LA CONTREBANDE AU PAYS BASQUE EN 1929.
Je vous ai parlé à plusieurs reprises de douaniers et contrebandiers, des douaniers en 1931, voici aujourd'hui un article sur les contrebandiers en 1929.
CIDRE DE CONTREBANDE ASCAIN - AZKAINE PAYS BASQUE D'ANTAN |
Le Journal des débats politiques et littéraires, dans son édition du 28 octobre 1929, en fit un
article :
"La contrebande et les contrebandiers.
La frontière d'Espagne.
... "Quinze contrebandiers, échelonnés sur une cinquantaine de mètres, dans le noir épais de la montagne, sous l'arrosage incessant de l'averse nocturne... Tout à fait devant, chargés de marchandises d'un moindre prix, marchent deux hommes qui sont les éclaireurs..." On se rappelle cette page de Ramuntcho, ce défilé des vétérans de la contrebande, prenant des passages de chèvre, heurtant leur fardeau à des choses noires qui sont des branches de hêtre, chancelant, glissant des deux pieds, se raidissant, se rattrapant en piquant au hasard leur bâton ferré dans la terre...
Il y a une région où la contrebande a encore du pittoresque, c'est celle de la frontière d'Espagne. Là, elle ne s'est pas pour ainsi dire industrialisée comme sur la frontière belge. Les hommes qui la pratiquent "l'ayant dans le sang", par un très ancien atavisme, n'empruntent que peu de procédés modernes. La plupart d'entre eux, pour qui la montagne n'a pas de secrets, usent toujours des vieux moyens. Moins occupés qu'autrefois, on retrouverait dans leurs rangs des figures caractéristiques comme le vieux chef de bande Itchoua et l'agile Arrochkoa, dessinés par Loti.
Moins occupés ? Une raison majeure a diminué la contrebande : le cours de la peseta. Ce n'est pas la peine d'aller chercher en Espagne, des marchandises qu'on y paye plus cher qu'en France. Il n'en est que certaines qu'on a intérêt à faire passer frauduleusement. A cette atténuation, il y a aussi un autre motif : les habitants des villages de la frontière trouvent à s'employer honnêtement plus de facilités que jadis. Il s'en faut, toutefois, que la contrebande ait disparu et que la surveillance puisse se relâcher, bien que, pour des économies budgétaires, on ait réduit, dans une contrée dont la configuration rend la répression particulièrement malaisée, le nombre des agents du service actif de la douane, les uns ayant à explorer leur rayon d'action, leur "pantière", les autres formant des brigades ambulantes. Le Basque, notamment, de race nerveuse et souple, instinctivement indépendant, est né contrebandier : il le serait peut-être sans profit, par habitude, par tradition: "Faire les mêmes choses que, depuis des âges sans nombre, ont faites les ancêtres" est en quelque sorte sa devise. Il y a, dans Ramuntcho, le type de ce contrebandier amateur, ce Jean Detcharry, qui a de bonnes terres au soleil, mais qui a ce goût de la ruse, de la lutte, du danger. La vérité est, cependant, que ce type s'efface peu à peu, et que c'est pour le bénéfice qu'il attend de ses opérations que le contrebandier court des risques.

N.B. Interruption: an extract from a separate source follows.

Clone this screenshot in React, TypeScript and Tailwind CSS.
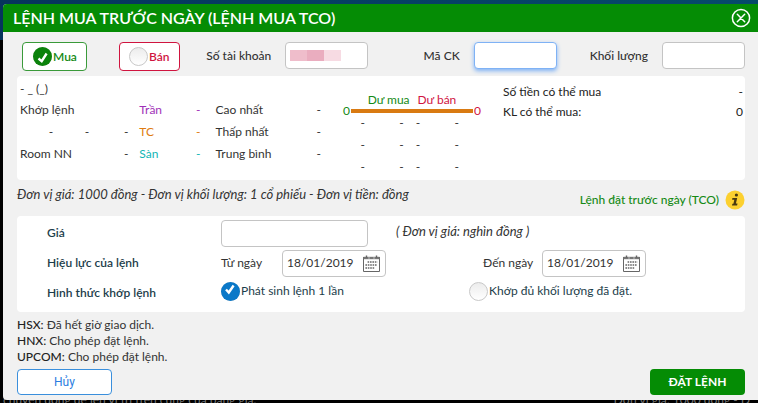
import React, { useState } from 'react';

type Side = 'buy' | 'sell';
type MatchType = 'once' | 'full';

const inputClass =
    'h-[27px] rounded border border-[#c4c4c4] bg-white px-1.5 text-xs text-[#333] focus:outline-none focus:border-[#7fb2f5]';

const notices = [
    { board: 'HSX:', text: 'Đã hết giờ giao dịch.' },
    { board: 'HNX:', text: 'Cho phép đặt lệnh.' },
    { board: 'UPCOM:', text: 'Cho phép đặt lệnh.' },
];

const CloseIcon: React.FC = () => (
    <svg viewBox="0 0 20 20" className="h-5 w-5" fill="none" stroke="white" strokeWidth="1.5" strokeLinecap="round">
        <circle cx="10" cy="10" r="8.6" />
        <path d="M6.3 6.3l7.4 7.4M13.7 6.3l-7.4 7.4" />
    </svg>
);

const CalendarIcon: React.FC = () => (
    <svg viewBox="0 0 17 17" className="h-[17px] w-[17px] shrink-0" fill="none" stroke="#666">
        <path d="M0.5 2v14.5h16V2" />
        <path d="M0.5 3h16" strokeWidth="2.4" stroke="#777" />
        <path d="M3.5 0.5v2.5M13.5 0.5v2.5" strokeWidth="1.4" />
        <path d="M5.5 3h1M10.5 3h1" strokeWidth="1.2" stroke="white" />
        <path d="M4.6 7h9.8M2.4 10h12M2.4 13h9" strokeWidth="1.5" strokeDasharray="1.6 0.8" />
    </svg>
);

const InfoIcon: React.FC = () => (
    <svg viewBox="0 0 20 20" className="h-5 w-5">
        <circle cx="10" cy="10" r="9.5" fill="#fcd02f" />
        <circle cx="11.4" cy="5" r="1.6" fill="#4a3a10" />
        <path d="M7.4 8h4.8l-1.3 5.6h1.6l-0.4 1.8H7l0.4-1.6h1l0.9-4.1H7.1z" fill="#4a3a10" />
    </svg>
);

interface RadioProps {
    name: string;
    label: string;
    checked: boolean;
    onChange: () => void;
    fill?: string;
    className?: string;
}

const Radio: React.FC<RadioProps> = ({ name, label, checked, onChange, fill = '#0a78c8', className = '' }) => (
    <label className={`flex cursor-pointer items-center gap-px whitespace-nowrap ${className}`}>
        <span className="relative h-[19px] w-[19px] shrink-0">
            <input
                type="radio"
                name={name}
                checked={checked}
                onChange={onChange}
                className="block h-[19px] w-[19px] appearance-none rounded-full border border-[#c8c8c8] bg-linear-to-b from-[#ececec] to-white"
            />
            {checked && (
                <svg viewBox="0 0 19 19" className="pointer-events-none absolute inset-0 h-full w-full">
                    <circle cx="9.5" cy="9.5" r="9.5" fill={fill} />
                    <path
                        d={fill === '#0a78c8' ? 'M5 7.5l2.8 3L12.6 3.5' : 'M5.5 11.5l3.2 2.6L13.6 6.5'}
                        fill="none"
                        stroke="white"
                        strokeWidth="2.4"
                    />
                </svg>
            )}
        </span>
        {label}
    </label>
);

const DateField: React.FC<{ id: string; value: string; onChange: (v: string) => void }> = ({ id, value, onChange }) => (
    <div className="flex h-[27px] w-[104px] items-center rounded border border-[#c4c4c4] bg-white pr-[5px] pl-1">
        <input
            id={id}
            type="text"
            value={value}
            onChange={(e) => onChange(e.target.value)}
            className="w-full min-w-0 bg-transparent text-xs text-[#333] focus:outline-none"
        />
        <CalendarIcon />
    </div>
);

const QuoteTable: React.FC = () => (
    <table className="w-full table-fixed text-right leading-[22px]">
        <colgroup>
            <col className="w-[11%]" />
            <col className="w-[12%]" />
            <col className="w-[13%]" />
            <col className="w-[20%]" />
            <col className="w-[4%]" />
            <col className="w-[32%]" />
            <col className="w-[8%]" />
        </colgroup>
        <tbody>
            <tr>
                <td colSpan={3} className="text-left">Khớp lệnh</td>
                <td className="pl-[11px] text-left text-[#a030b8]">Trần</td>
                <td className="text-[#a030b8]">-</td>
                <td className="pl-[15px] text-left">Cao nhất</td>
                <td>-</td>
            </tr>
            <tr>
                <td>-</td>
                <td>-</td>
                <td>-</td>
                <td className="pl-[11px] text-left text-[#e07b10]">TC</td>
                <td className="text-[#e07b10]">-</td>
                <td className="pl-[15px] text-left">Thấp nhất</td>
                <td>-</td>
            </tr>
            <tr>
                <td colSpan={2} className="text-left">Room NN</td>
                <td>-</td>
                <td className="pl-[11px] text-left text-[#10b5b5]">Sàn</td>
                <td className="text-[#10b5b5]">-</td>
                <td className="pl-[15px] text-left">Trung bình</td>
                <td>-</td>
            </tr>
        </tbody>
    </table>
);

const DepthTable: React.FC = () => (
    <div className="pt-4">
        <div className="flex justify-center gap-2 leading-4">
            <span className="text-[#158a15]">Dư mua</span>
            <span className="text-[#d0143f]">Dư bán</span>
        </div>
        <div className="flex items-center gap-px leading-[6px]">
            <span className="text-[#158a15]">0</span>
            <div className="h-1 flex-1 bg-[#d97a12]" />
            <span className="text-[#d0143f]">0</span>
        </div>
        <table className="-mt-0.5 w-full table-fixed text-right leading-[22px]">
            <colgroup>
                <col className="w-[16%]" />
                <col className="w-[28%]" />
                <col className="w-[12%]" />
                <col className="w-[28%]" />
                <col className="w-[16%]" />
            </colgroup>
            <tbody>
                {[0, 1, 2].map((row) => (
                    <tr key={row}>
                        <td>-</td>
                        <td>-</td>
                        <td>-</td>
                        <td>-</td>
                        <td />
                    </tr>
                ))}
            </tbody>
        </table>
    </div>
);

const App: React.FC = () => {
    const [side, setSide] = useState<Side>('buy');
    const [matchType, setMatchType] = useState<MatchType>('once');
    const [symbol, setSymbol] = useState('');
    const [quantity, setQuantity] = useState('');
    const [price, setPrice] = useState('');
    const [fromDate, setFromDate] = useState('18/01/2019');
    const [toDate, setToDate] = useState('18/01/2019');

    return (
        <div className="h-screen overflow-hidden bg-black bg-linear-to-r from-[#06345c] to-[#064a6b] bg-[length:100%_40px] bg-no-repeat pt-1 pl-[3px] font-['Lato','Noto_Sans',sans-serif] text-xs text-[#333]">
            <div className="relative z-10 rounded-l bg-[#f1f1f1]">
                <header className="flex h-7 items-center justify-between rounded-tl bg-[#058c05] pr-[7px] pl-2.5">
                    <h1 className="text-base font-semibold whitespace-nowrap text-white">
                        LỆNH MUA TRƯỚC NGÀY (LỆNH MUA TCO)
                    </h1>
                    <button type="button" aria-label="Đóng">
                        <CloseIcon />
                    </button>
                </header>

                <form className="pr-[13px] pb-[5px] pl-3.5" onSubmit={(e) => e.preventDefault()}>
                    <div className="flex items-start pt-2.5 pl-[5px]">
                        <Radio
                            name="side"
                            label="Mua"
                            checked={side === 'buy'}
                            onChange={() => setSide('buy')}
                            fill="#0b820b"
                            className="h-[29px] w-[65px] rounded border border-[#3a9a3a] bg-white pl-2.5 font-semibold text-[#158a15]"
                        />
                        <Radio
                            name="side"
                            label="Bán"
                            checked={side === 'sell'}
                            onChange={() => setSide('sell')}
                            fill="#d0143f"
                            className="ml-8 h-[29px] w-[61px] rounded border border-[#d0143f] bg-white pl-[9px] font-semibold text-[#d0143f]"
                        />
                        <div className="flex flex-1 items-center justify-end gap-3.5">
                            <span className="font-medium whitespace-nowrap">Số tài khoản</span>
                            <div className="flex h-[27px] w-[83px] items-center rounded border border-[#c4c4c4] bg-white pl-1">
                                <span className="h-[11px] w-[17px] bg-[#efbdcb]" />
                                <span className="h-[11px] w-[17px] bg-[#eaadbf]" />
                                <span className="h-[11px] w-[17px] bg-[#f7dbe3]" />
                            </div>
                        </div>
                        <div className="flex flex-1 items-center justify-end gap-3.5">
                            <label htmlFor="symbol" className="font-medium whitespace-nowrap">Mã CK</label>
                            <input
                                id="symbol"
                                value={symbol}
                                onChange={(e) => setSymbol(e.target.value)}
                                className="h-[27px] w-[83px] rounded border border-[#7fb2f5] bg-white px-1.5 shadow-[0_2px_4px_#7fb2f5] focus:outline-none"
                            />
                        </div>
                        <div className="flex flex-1 items-center justify-end gap-3.5">
                            <label htmlFor="quantity" className="font-medium whitespace-nowrap">Khối lượng</label>
                            <input
                                id="quantity"
                                value={quantity}
                                onChange={(e) => setQuantity(e.target.value)}
                                className={`${inputClass} w-[83px]`}
                            />
                        </div>
                    </div>

                    <section className="mt-[5px] grid grid-cols-[301fr_138fr_240fr] gap-x-[22px] rounded bg-white pr-0.5 pb-0.5 pl-[3px]">
                        <div className="pt-[3px]">
                            <p className="leading-5">- _ (_)</p>
                            <QuoteTable />
                        </div>
                        <DepthTable />
                        <dl className="grid grid-cols-[1fr_auto] content-start pt-1.5 text-[#222]">
                            <dt className="leading-5">Số tiền có thể mua</dt>
                            <dd className="text-right leading-5">-</dd>
                            <dt className="leading-5">KL có thể mua:</dt>
                            <dd className="text-right leading-5">0</dd>
                        </dl>
                    </section>

                    <div className="flex h-9 justify-between">
                        <p className="pt-1 text-[13px] leading-5 italic">
                            Đơn vị giá: 1000 đồng - Đơn vị khối lượng: 1 cổ phiếu - Đơn vị tiền: đồng
                        </p>
                        <p className="flex items-center gap-1.5 pt-1 font-medium text-[#158a15]">
                            Lệnh đặt trước ngày (TCO)
                            <InfoIcon />
                        </p>
                    </div>

                    <section className="grid grid-cols-[174fr_248fr_276fr] items-center rounded bg-white pt-0.5 pb-1 pl-[30px]">
                        <label htmlFor="price" className="leading-[30px] font-semibold text-[#1c3d4a]">Giá</label>
                        <div className="col-span-2 flex items-center gap-7">
                            <input
                                id="price"
                                value={price}
                                onChange={(e) => setPrice(e.target.value)}
                                className={`${inputClass} w-[147px]`}
                            />
                            <span className="pb-1 text-[13px] leading-5 italic">( Đơn vị giá: nghìn đồng )</span>
                        </div>

                        <span className="leading-[30px] font-semibold text-[#1c3d4a]">Hiệu lực của lệnh</span>
                        <div className="flex items-center">
                            <label htmlFor="from-date" className="w-[61px] whitespace-nowrap">Từ ngày</label>
                            <DateField id="from-date" value={fromDate} onChange={setFromDate} />
                        </div>
                        <div className="flex items-center pl-3.5">
                            <label htmlFor="to-date" className="w-[59px] whitespace-nowrap">Đến ngày</label>
                            <DateField id="to-date" value={toDate} onChange={setToDate} />
                        </div>

                        <span className="leading-[30px] font-semibold text-[#1c3d4a]">Hình thức khớp lệnh</span>
                        <Radio
                            name="match"
                            label="Phát sinh lệnh 1 lần"
                            checked={matchType === 'once'}
                            onChange={() => setMatchType('once')}
                            className="pb-1 text-[#1c3d4a]"
                        />
                        <Radio
                            name="match"
                            label="Khớp đủ khối lượng đã đặt."
                            checked={matchType === 'full'}
                            onChange={() => setMatchType('full')}
                            className="pb-1 text-[#1c3d4a]"
                        />
                    </section>

                    <ul className="pt-[5px] leading-4">
                        {notices.map((n) => (
                            <li key={n.board}>
                                <span className="font-medium text-[#222]">{n.board}</span> {n.text}
                            </li>
                        ))}
                    </ul>

                    <div className="flex justify-between pt-1">
                        <button
                            type="button"
                            className="h-[26px] w-[95px] rounded border border-[#3a8fdc] bg-white font-['Roboto',sans-serif] text-[#2a7de1]"
                        >
                            Hủy
                        </button>
                        <button type="submit" className="h-[26px] w-[95px] rounded bg-[#058c05] font-bold text-white">
                            ĐẶT LỆNH
                        </button>
                    </div>
                </form>
            </div>

            <footer className="-mt-2 flex justify-between pr-2 leading-4 whitespace-nowrap text-[#777]">
                <span>chuyển đồng để lên vị trí trên cùng của bảng giá.</span>
                <span>Đơn vị giá: 1000 đồng - Đ</span>
            </footer>
        </div>
    );
};

export default App;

Mais il est assuré d'une discrétion générale qui ressemble à une complicité. Est-il soupçonné et invoque-t-il un alibi ? Personne ne le contredira ! Récemment, un fraudeur "professionnel" échappa à une embuscade, mais tout indiquait qu'il avait pris part à une expédition, et il fut interrogé. Il déclara qu'aucune imputation ne pouvait être portée contre lui, car à l'heure du soir où avait eu lieu le passage incriminé il était à confesse. Avec moins de grandeur d'âme que Mgr Bienvenu, des Misérables, car il connaissait l'homme et, sans doute, avait-il plus ou moins directement profité de son trafic, le curé du village, questionné pour la vérification de cette assertion, ne le démentit point.
Ce curé était Basque lui-même et la contrebande, selon lui, n'était pas un gros péché. Il eût fallu, s'il eût eu d'autres idées, qu'il se montrât sévère pour toutes ses ouailles, car, s'il y a ceux qui font de la contrebande un métier, tout le monde, ou à peu près, fait de la petite fraude.
Nous parlions d'atavisme. En 1794, les représentants du peuple en mission dans les Basses-Pyrénées estimèrent qu'ils avaient trouvé un moyen radical pour supprimer la contrebande qui s'exerçait avec les Espagnols, alors ennemis. Ils firent évacuer les villages d'Ascain, de Sare, de Biriatou, dont la population fut transportée ailleurs. Il n'y avait plus là que des déserts. Moins de quinze jours après, la contrebande était pratiquée, aussi active, sur les mêmes points de la frontière.